Hohe Zusatzkosten allein für den Ticketverkauf
Pro Jahr nutzen bis zu 150 Millionen Fahrgäste den öffentlichen Nahverkehr in Nürnberg, und schon in den ersten Tagen wurden 25.000 der 9-Euro-Tickets verkauft. Doch allein die dafür nötige Umstellung der Systeme, der Automaten und Apps der VAG hätten das Unternehmen bis zu 400.000 Euro gekostet, so Verkaufsleiter Thomas Seyfried. Für mehr Personal in den Verkaufsstellen und für das Anschreiben aller Abo-Kunden kämen noch einmal bis zu 200.000 Euro dazu.
Viel Geld, das erst einmal wieder zurückfließen muss, so Seyfried. Doch noch ist völlig unklar, wie genau das funktionieren soll, wie genau das Geld vom Bund über die Länder wieder beim Verkehrsunternehmen in Nürnberg landet. Seyfried hofft, dass es schnell geht. Es fehlten Umsätze und Einnahmen. "Und gerade mit dem Hintergrund der erhöhten Energiepreise brauchen wir jetzt sehr schnell erste Abschlagszahlungen, um unsere Liquidität aufrecht zu erhalten", so Seyfried.

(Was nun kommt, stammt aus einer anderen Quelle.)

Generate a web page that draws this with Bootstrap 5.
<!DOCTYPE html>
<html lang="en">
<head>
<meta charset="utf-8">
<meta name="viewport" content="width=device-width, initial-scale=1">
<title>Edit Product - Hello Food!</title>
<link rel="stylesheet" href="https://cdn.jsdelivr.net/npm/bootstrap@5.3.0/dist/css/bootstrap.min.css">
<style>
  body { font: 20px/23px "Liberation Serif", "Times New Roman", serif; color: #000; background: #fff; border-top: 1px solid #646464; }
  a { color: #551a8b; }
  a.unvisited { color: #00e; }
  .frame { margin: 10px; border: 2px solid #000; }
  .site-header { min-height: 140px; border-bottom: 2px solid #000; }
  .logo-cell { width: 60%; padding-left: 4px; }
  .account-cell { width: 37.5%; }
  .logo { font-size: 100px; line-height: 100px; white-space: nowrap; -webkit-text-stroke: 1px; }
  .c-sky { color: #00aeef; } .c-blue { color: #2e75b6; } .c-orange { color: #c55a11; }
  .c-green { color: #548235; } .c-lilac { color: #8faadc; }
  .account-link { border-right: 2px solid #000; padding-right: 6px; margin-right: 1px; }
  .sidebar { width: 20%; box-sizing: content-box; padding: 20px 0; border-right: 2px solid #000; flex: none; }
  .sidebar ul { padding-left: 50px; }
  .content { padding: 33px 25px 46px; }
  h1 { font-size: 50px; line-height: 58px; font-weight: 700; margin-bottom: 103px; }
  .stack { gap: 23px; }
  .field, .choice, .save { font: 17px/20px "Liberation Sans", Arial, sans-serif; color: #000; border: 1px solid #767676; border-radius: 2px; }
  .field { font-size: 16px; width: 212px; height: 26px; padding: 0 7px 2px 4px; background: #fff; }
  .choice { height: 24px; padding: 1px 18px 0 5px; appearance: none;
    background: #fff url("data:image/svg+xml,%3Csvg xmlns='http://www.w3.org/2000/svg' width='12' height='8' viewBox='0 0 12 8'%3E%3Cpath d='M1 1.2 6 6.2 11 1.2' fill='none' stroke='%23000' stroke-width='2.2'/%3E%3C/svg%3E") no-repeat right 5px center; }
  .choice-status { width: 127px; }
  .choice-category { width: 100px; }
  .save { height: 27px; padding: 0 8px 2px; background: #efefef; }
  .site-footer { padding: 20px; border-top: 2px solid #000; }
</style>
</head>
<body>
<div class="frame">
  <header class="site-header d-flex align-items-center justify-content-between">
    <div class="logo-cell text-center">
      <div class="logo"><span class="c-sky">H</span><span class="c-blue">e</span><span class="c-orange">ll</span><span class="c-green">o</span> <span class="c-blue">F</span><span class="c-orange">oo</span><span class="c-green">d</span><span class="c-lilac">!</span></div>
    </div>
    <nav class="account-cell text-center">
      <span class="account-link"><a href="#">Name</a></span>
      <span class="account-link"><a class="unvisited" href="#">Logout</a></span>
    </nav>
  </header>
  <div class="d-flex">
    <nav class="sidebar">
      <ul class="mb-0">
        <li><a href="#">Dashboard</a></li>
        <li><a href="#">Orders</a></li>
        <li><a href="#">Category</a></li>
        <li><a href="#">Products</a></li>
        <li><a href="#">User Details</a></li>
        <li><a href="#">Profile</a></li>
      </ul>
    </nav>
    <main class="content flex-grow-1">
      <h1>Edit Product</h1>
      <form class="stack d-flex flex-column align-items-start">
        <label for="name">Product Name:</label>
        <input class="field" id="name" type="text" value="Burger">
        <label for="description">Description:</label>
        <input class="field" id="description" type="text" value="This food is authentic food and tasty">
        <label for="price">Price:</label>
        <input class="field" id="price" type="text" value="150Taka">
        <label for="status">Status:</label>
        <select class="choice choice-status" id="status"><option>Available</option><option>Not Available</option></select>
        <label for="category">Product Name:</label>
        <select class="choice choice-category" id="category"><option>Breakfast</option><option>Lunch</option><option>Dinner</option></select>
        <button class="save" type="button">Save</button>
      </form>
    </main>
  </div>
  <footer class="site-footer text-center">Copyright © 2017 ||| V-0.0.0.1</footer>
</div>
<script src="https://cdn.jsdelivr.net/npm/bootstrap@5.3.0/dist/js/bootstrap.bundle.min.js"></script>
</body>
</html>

Millionen weniger allein bei den Abonnenten
Das Experiment "Öffentlicher Nahvehr, fast gratis" nennt er eine "Operation am offenen Herzen", bei der das Nürnberger Verkehrsunternehmen erst einmal - um im Bild zu bleiben - finanziell bluten muss. Rund fünf Millionen Euro fehlen zum Beispiel monatlich im Abo-Bereich. Den 80.000 Abonnenten werden automatisch nur noch neun Euro abgebucht. Wie groß das Defizit insgesamt wird, lasse sich noch nicht sagen.

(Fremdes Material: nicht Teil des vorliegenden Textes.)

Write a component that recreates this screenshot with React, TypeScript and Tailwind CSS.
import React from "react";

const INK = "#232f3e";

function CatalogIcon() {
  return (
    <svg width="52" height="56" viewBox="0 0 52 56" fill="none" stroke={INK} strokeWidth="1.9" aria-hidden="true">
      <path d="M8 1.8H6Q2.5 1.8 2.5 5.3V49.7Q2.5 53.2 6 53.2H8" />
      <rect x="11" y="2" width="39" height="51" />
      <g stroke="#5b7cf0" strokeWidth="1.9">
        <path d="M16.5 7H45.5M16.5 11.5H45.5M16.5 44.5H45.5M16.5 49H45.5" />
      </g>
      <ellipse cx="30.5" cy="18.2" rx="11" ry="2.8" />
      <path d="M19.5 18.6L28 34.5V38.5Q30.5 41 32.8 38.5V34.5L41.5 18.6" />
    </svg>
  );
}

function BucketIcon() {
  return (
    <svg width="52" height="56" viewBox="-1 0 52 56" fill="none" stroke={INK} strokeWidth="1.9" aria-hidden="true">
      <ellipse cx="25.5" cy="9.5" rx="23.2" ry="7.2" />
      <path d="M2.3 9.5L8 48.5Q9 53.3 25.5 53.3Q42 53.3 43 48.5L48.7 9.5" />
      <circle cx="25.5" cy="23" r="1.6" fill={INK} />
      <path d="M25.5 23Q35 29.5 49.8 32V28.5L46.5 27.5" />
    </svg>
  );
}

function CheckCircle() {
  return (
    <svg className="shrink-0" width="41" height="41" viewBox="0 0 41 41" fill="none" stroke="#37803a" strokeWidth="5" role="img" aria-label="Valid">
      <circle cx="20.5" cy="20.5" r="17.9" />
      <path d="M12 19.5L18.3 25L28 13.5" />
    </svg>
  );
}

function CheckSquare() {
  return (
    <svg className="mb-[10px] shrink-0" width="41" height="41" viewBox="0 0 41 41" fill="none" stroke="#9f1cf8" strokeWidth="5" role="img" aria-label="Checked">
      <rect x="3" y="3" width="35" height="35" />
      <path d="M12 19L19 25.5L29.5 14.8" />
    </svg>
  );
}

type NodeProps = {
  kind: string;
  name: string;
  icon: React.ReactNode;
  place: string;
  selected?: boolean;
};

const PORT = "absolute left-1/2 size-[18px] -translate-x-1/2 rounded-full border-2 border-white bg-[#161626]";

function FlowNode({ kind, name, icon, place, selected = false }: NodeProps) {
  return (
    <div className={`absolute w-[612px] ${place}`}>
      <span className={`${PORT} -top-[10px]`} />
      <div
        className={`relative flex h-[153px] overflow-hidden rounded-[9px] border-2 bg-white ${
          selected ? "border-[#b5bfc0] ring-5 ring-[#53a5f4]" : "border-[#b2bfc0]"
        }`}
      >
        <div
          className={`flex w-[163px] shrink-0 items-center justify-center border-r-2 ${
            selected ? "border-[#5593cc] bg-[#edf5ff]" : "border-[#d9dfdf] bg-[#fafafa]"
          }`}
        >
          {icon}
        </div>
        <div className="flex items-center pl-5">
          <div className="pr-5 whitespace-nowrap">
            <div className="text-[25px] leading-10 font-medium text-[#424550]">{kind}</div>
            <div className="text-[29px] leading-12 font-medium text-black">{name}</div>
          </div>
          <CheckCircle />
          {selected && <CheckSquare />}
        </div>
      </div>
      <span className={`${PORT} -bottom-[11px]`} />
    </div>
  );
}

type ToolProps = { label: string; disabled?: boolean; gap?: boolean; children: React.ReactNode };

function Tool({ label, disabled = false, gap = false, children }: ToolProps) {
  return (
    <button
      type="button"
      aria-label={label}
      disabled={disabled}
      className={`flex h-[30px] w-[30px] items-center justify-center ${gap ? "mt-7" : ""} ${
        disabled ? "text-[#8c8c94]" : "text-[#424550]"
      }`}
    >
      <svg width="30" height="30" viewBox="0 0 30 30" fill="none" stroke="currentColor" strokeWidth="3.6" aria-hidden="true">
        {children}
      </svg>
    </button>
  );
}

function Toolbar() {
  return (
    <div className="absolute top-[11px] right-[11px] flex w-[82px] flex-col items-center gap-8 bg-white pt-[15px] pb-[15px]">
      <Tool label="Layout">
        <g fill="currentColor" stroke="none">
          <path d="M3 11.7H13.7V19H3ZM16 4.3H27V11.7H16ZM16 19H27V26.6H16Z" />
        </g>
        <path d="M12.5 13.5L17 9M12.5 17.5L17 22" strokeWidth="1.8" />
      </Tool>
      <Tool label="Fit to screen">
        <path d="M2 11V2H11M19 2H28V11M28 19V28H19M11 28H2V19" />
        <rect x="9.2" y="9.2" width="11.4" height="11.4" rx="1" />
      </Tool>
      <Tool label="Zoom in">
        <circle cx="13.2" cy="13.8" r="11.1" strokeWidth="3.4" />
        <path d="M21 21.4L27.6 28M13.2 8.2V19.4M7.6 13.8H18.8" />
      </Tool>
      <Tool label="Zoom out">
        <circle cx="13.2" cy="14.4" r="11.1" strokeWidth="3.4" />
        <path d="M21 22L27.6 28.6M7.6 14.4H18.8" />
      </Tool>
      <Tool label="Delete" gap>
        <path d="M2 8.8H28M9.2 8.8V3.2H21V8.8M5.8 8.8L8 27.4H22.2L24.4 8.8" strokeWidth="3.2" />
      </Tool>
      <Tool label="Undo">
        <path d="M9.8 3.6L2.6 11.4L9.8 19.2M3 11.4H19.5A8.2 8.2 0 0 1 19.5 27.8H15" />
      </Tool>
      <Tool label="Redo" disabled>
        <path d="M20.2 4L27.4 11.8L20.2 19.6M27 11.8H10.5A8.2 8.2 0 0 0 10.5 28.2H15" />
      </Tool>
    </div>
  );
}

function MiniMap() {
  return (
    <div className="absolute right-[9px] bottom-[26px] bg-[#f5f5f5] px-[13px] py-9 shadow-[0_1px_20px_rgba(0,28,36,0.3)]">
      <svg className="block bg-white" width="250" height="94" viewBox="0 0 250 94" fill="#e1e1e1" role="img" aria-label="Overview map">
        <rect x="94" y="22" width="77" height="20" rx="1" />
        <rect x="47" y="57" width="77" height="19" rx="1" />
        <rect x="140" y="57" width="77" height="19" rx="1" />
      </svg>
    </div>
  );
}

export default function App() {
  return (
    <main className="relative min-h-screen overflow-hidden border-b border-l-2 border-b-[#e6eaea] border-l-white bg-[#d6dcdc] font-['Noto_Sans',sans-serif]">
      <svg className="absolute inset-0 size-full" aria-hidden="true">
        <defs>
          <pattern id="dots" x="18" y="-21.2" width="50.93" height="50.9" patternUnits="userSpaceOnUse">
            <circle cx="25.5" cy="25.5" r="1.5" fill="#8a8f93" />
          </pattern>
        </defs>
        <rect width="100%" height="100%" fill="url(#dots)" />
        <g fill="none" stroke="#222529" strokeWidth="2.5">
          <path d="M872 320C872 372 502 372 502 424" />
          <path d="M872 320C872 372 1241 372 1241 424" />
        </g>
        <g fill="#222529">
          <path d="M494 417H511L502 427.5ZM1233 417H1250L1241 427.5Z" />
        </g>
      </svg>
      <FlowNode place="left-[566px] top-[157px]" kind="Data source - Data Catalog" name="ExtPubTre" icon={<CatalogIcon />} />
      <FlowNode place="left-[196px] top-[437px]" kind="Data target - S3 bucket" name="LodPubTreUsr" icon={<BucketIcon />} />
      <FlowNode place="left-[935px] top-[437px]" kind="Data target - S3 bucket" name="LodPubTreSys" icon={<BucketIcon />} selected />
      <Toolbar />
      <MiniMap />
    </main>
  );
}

Die VAG ist Teil des deutlichen größeren VGN, des Verkehrsverbunds Großraum Nürnberg, der sich über große Teile Mittel-, Ober- und Unterfrankens erstreckt. Der VGN rechnet mit Mindereinanahmen von insgesamt 65 Millionen Euro in den Monaten Juni bis August.
Wieder mehr Fahrgäste trotz Corona?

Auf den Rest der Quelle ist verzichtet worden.